Nous sommes donc surpris qu'Hamma ait eu accès au palais de justice sans intervention policière. Après la conférence de presse, nous gagnons la salle d'audience où doit se tenir le procès. Celle-ci est remplie de militants d'opposition, de policiers en tenue et d'indics en civil. Espérant vider la salle, les autorités tunisiennes retardent le début de l'audience, initialement fixée à midi. Mais rien n'y fait, nous sommes tous décidés à y assister. Il est environ 14 heures quand le coup de théâtre survient: des policiers entrent, saisissent brusquement Hamma et le traînent hors de la salle d'audience.

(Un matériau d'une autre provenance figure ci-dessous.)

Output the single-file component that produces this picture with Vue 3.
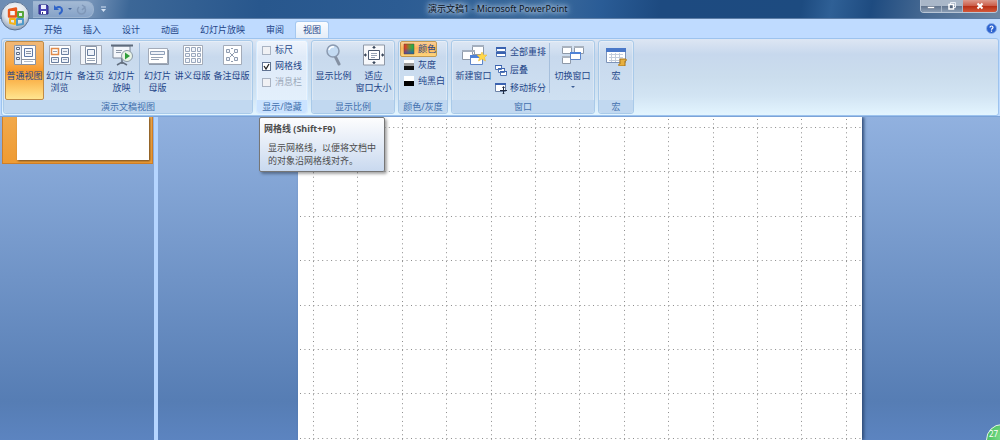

Après un moment de panique où pleurs et cris se mêlent, les militants se dressent sur les bancs du tribunal, entonnent l'hymne tunisien, puis "L'Internationale". Des policiers débarquent de toutes parts, et les issues du tribunal sont verrouillées. Personne ne sait où est Hamma. Une heure s'est écoulée quand l'assistance, abasourdie, apprend qu'une nouvelle audience est annoncée. La situation est chaotique. Hamma est ramené dans la salle; il déclare avoir été frappé par les policiers après son enlèvement. Sans lui laisser le temps de finir sa phrase, le juge le fait taire et le condamne arbitrairement à la peine de neuf ans de prison qui le menaçait. A la sortie du tribunal, militants et journalistes seront frappés sous nos yeux. Rien n'a changé: la liberté d'opinion, d'expression et d'information n'existe pas en Tunisie.
Lorsque le bus qui emmène la délégation française à l'aéroport s'éloigne, c'est le poing levé que Radia Nasraoui nous salue: "La lutte continue!"